The color map conundrum

Drawing a simple first-down line has got to be much simpler than continually tracking a puck bouncing around and traveling at up to 160 km an hour, right? Wrong. While some elements of the first-down line problem are similar to some in the hockey puck problem—you have to know where the cameras are pointed at all times and figure out where in the image to do your drawing—a number of factors make the seemingly simple task of drawing a line actually more difficult.

For one, the line has to be drawn as if it were under the players, not as an overlay. Also, the distortion of the television lenses becomes more critical—if the puck trail is a little off, it's no big deal, but if the yellow line is curved incorrectly, it is immediately apparent next to the real white lines on the field. That lens distortion changes constantly as the cameras zoom in and out. Complicating all of this is the fact that, unlike hockey rinks, which are flat, football fields are not—they have a crown down the middle to allow drainage.

But the biggest problem of all is the color "keying."

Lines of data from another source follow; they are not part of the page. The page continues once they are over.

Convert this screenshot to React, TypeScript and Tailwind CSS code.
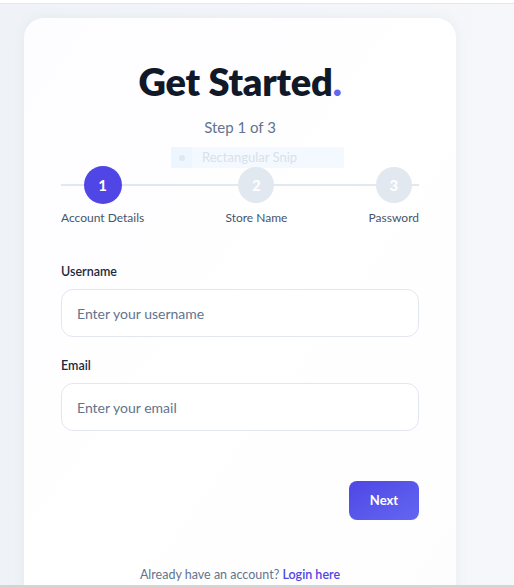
const steps = [
  { n: 1, label: 'Account Details', active: true },
  { n: 2, label: 'Store Name', active: false },
  { n: 3, label: 'Password', active: false },
]

function Field({ label, placeholder }: { label: string; placeholder: string }) {
  return (
    <div>
      <label className="block text-[12.5px] font-semibold text-slate-800 leading-4">
        {label}
      </label>
      <input
        placeholder={placeholder}
        className="mt-[9px] block w-full h-[48px] rounded-xl border border-[#e2e6f0] bg-white px-[15px] text-[14px] text-slate-700 placeholder:text-slate-500 outline-none"
      />
    </div>
  )
}

export default function App() {
  return (
    <div
      className="h-[587px] w-[514px] overflow-hidden flex flex-col bg-white"
      style={{ fontFamily: 'Lato, "Noto Sans", sans-serif' }}
    >
      <div className="h-[3px] shrink-0 border-b border-[#e5e7eb] box-content" />
      <div className="flex-1 min-h-0 overflow-hidden bg-gradient-to-r from-[#eff3f7] via-[#f2f5f9] to-[#f5f7fa] pl-6 pt-[14px]">
        <div className="relative w-[432px] h-[600px] rounded-[20px] bg-gradient-to-br from-[#fdfcff] via-white to-[#fefdfe] shadow-[0_0_12px_rgba(148,163,184,0.12)] px-[37px] pt-[41px]">
          <h1 className="text-center text-[38px] leading-[44px] font-extrabold text-[#111827] tracking-[-0.2px]">
            Get Started<span className="text-[#6366f1]">.</span>
          </h1>
          <p className="mt-[14px] text-center text-[15px] leading-5 text-slate-500">Step 1 of 3</p>

          {/* snipping tool leftover */}
          <div className="absolute left-[147px] top-[129px] flex h-[21px] w-[173px] items-center bg-[#eff6ff]/70 text-[13px] text-slate-300/70">
            <span className="flex h-full w-[21px] items-center justify-center bg-[#e8f1fd]/60">
              <span className="h-[6px] w-[6px] rounded-full bg-slate-200" />
            </span>
            <span className="ml-[10px]">Rectangular Snip</span>
          </div>

          <div className="relative mt-[29px]">
            <div className="absolute left-0 right-0 top-[18px] h-[2px] bg-[#e2e8f0]" />
            <div className="relative flex justify-between">
              {steps.map((s) => (
                <div key={s.n} className="flex flex-col items-center">
                  <div
                    className={
                      s.active
                        ? 'flex h-[38px] w-[38px] items-center justify-center rounded-full bg-[#4f46e5] text-[15px] font-bold text-white'
                        : 'flex h-[36px] w-[36px] my-[1px] items-center justify-center rounded-full bg-[#e2e8f0] text-[15px] font-bold text-white'
                    }
                  >
                    {s.n}
                  </div>
                  <span className="mt-[6px] text-[12px] leading-4 text-slate-600">{s.label}</span>
                </div>
              ))}
            </div>
          </div>

          <div className="mt-[38px] flex flex-col gap-[21px]">
            <Field label="Username" placeholder="Enter your username" />
            <Field label="Email" placeholder="Enter your email" />
          </div>

          <div className="mt-[50px] flex justify-end">
            <button className="h-[39px] w-[70px] rounded-lg bg-gradient-to-br from-[#4f46e5] to-[#6366f1] text-[13px] font-bold text-white">
              Next
            </button>
          </div>

          <p className="mt-[46px] text-center text-[12.5px] text-slate-500">
            Already have an account?{' '}
            <a className="font-semibold text-[#4f46e5]">Login here</a>
          </p>
        </div>
      </div>
      <div className="h-[2px] shrink-0 bg-[#d4d4d4]" />
    </div>
  )
}
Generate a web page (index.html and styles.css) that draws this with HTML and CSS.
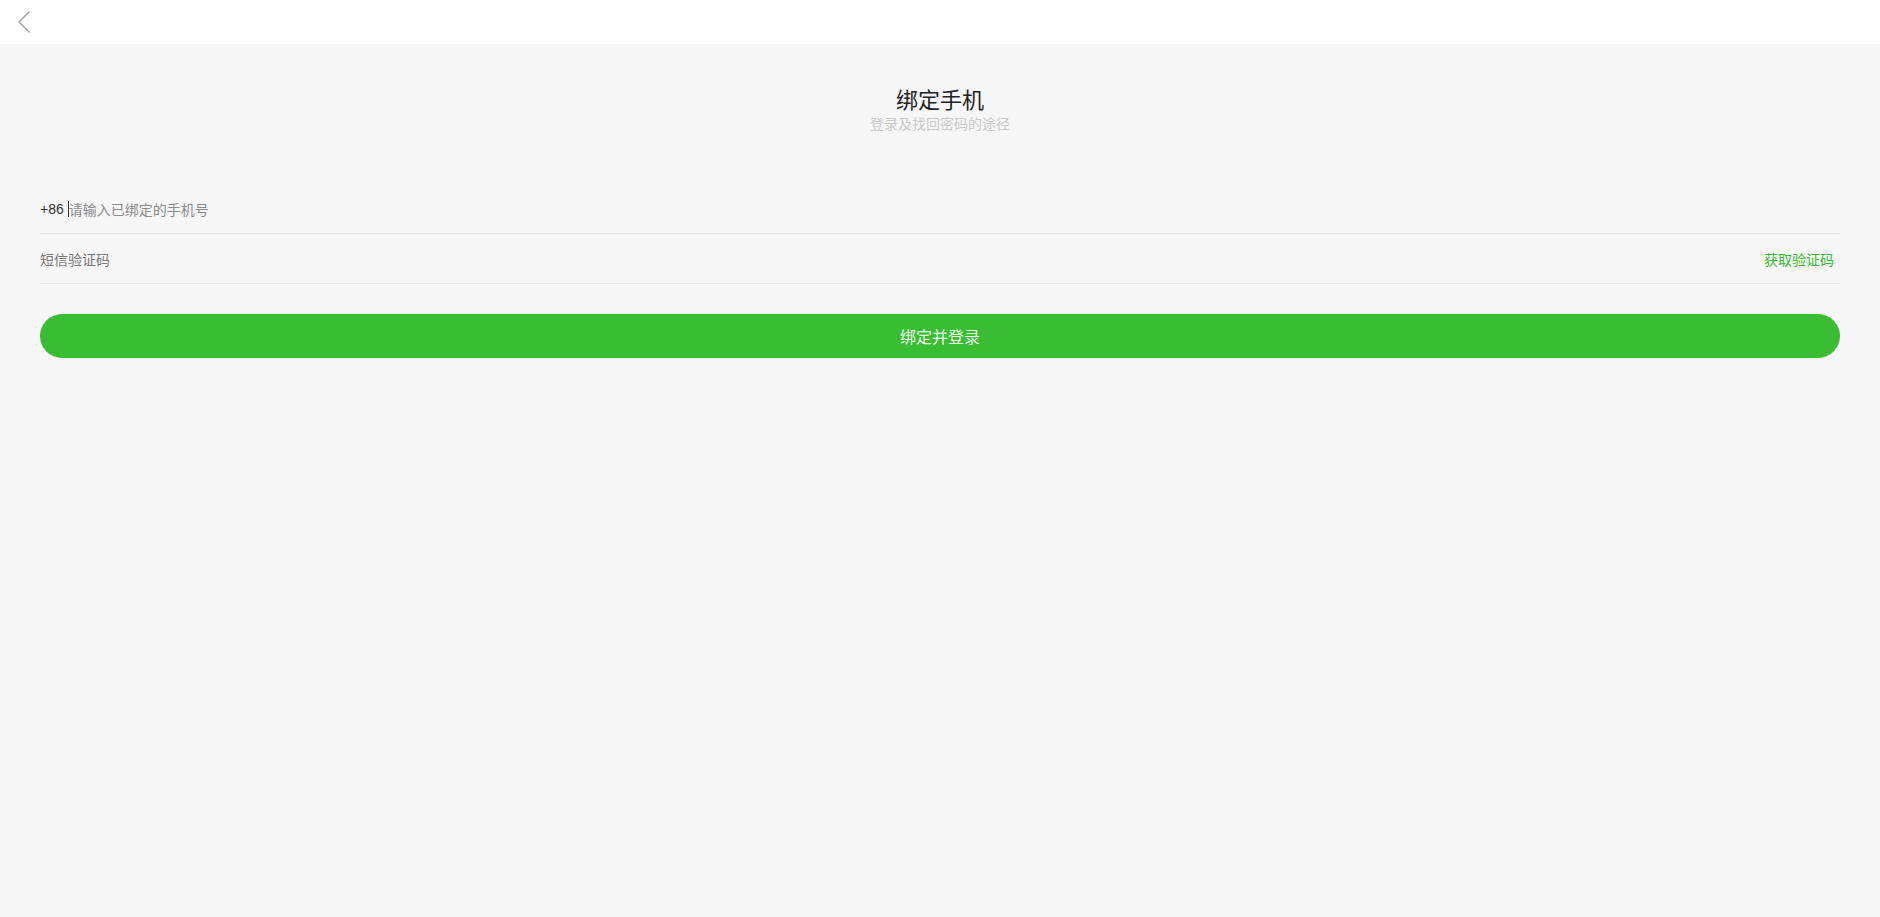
FILE: index.html
```html
<!DOCTYPE html>
<html lang="zh-CN">
<head>
<meta charset="utf-8">
<title>绑定手机</title>
<link rel="stylesheet" href="styles.css">
</head>
<body>
<header class="topbar">
  <button class="back" aria-label="返回">
    <svg width="14" height="22" viewBox="0 0 14 22"><path d="M12 1 L2 11 L12 21" fill="none" stroke="#a6a6a6" stroke-width="1.6" stroke-linecap="round" stroke-linejoin="round"/></svg>
  </button>
</header>
<main class="page">
  <div class="heading">
    <h1 class="title">绑定手机</h1>
    <p class="subtitle">登录及找回密码的途径</p>
  </div>
  <form class="form">
    <div class="row">
      <span class="prefix">+86</span>
      <span class="cursor"></span>
      <span class="placeholder">请输入已绑定的手机号</span>
    </div>
    <div class="row">
      <span class="placeholder code">短信验证码</span>
      <span class="getcode">获取验证码</span>
    </div>
    <button type="button" class="submit">绑定并登录</button>
  </form>
</main>
</body>
</html>
```
FILE: styles.css
```css
* { box-sizing: border-box; }
html, body {
  margin: 0;
  padding: 0;
  height: 100%;
}
body {
  background: #f6f6f6;
  font-family: "Noto Sans", "Noto Sans CJK SC", sans-serif;
  color: #333;
}
.topbar {
  height: 44px;
  background: #fff;
  display: flex;
  align-items: center;
}
.back {
  border: 0;
  background: transparent;
  padding: 0;
  margin-left: 17px;
  margin-top: -1px;
  width: 14px;
  height: 22px;
  display: flex;
}
.page {
  padding: 0 40px;
}
.heading {
  padding-top: 40px;
  text-align: center;
}
.title {
  margin: 0;
  font-family: "Noto Sans CJK SC", sans-serif;
  font-weight: 400;
  font-size: 22px;
  line-height: 29px;
  color: #222;
}
.subtitle {
  margin: 0;
  font-family: "Noto Sans CJK SC", sans-serif;
  font-size: 14px;
  line-height: 20px;
  color: #c8c8c8;
}
.form {
  margin-top: 51px;
}
.row {
  height: 50px;
  border-bottom: 1px solid #e4e4e4;
  display: flex;
  align-items: center;
  font-size: 14px;
}
.prefix {
  color: #333;
  font-family: "Liberation Sans", sans-serif;
  font-size: 14px;
}
.cursor {
  width: 1px;
  height: 16px;
  background: #333;
  margin-left: 4px;
}
.placeholder {
  font-family: "Noto Sans CJK SC", sans-serif;
  color: #8a8a8a;
}
.code {
  color: #777;
  flex: 1;
}
.getcode {
  font-family: "Noto Sans CJK SC", sans-serif;
  color: #3ab833;
  margin-right: 6px;
}
.submit {
  display: block;
  width: 100%;
  margin-top: 30px;
  height: 44px;
  border: 0;
  border-radius: 22px;
  background: #39bd32;
  color: #eef9ec;
  font-family: "Noto Sans CJK SC", sans-serif;
  font-size: 16px;
}
```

Color keying is done all the time in broadcast television and movies. The classic example is the weather forecaster in front of a blue screen; the image in the blue screen is later replaced by a video image of a weather map, and it looks as if the weather forecaster is in front of the map. This type of keying is simple; the processor simply replaces any blue pixel with the second image. If a pixel is not blue, it doesn't replace it. When this technology is being used, actors simply do not wear anything blue or parts of them would seem to disappear.